Use treats as a reward for using the right area as a toilet.
Do not punish the puppy for using the wrong area – positive reinforcement is much more effective at encouraging the right behaviour.
Have a regular feeding schedule as part of your routine.
Keep a record of when your puppy last used the toilet area and figure out a schedule. They often need to go every 30-45 minutes, except when they are sleeping (which will be a large part of the time).
A regular feeding schedule will help to establish a routine. Don’t leave food out all of the time, as this will encourage random timings for going to the toilet. However, water should always be available for your puppy.
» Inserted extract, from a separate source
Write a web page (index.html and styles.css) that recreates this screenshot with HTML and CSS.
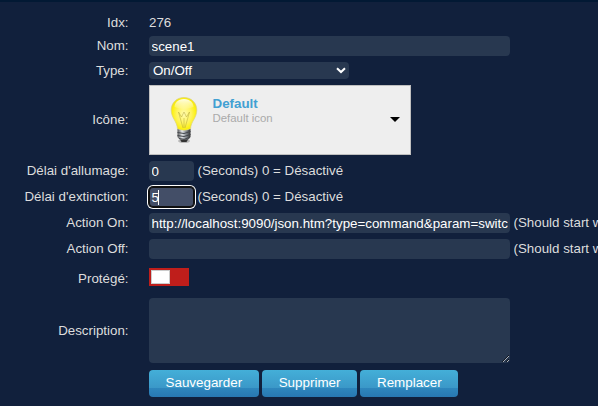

If you have a home with easy access to the outdoors, then this should be the main toilet area. Choose a very specific place outside. If you don’t have a garden, then choose a small, enclosed indoor area. Get into the habit of taking your puppy to the toilet area regularly, particularly when he or she has just woken up, after eating or drinking, or whenever you think they may need to go. You will need to do this until about three months of age, by which time some control should have developed.
When you need to leave the puppy alone, make sure he or she is confined to a small space that is completely covered in paper. You will start to notice your puppy’s preferred messing place, and then you can start to reduce the amount of paper you use. Don’t be discouraged if sometimes you have setbacks – this is normal. Stick to the procedure and you will be able to train your puppy.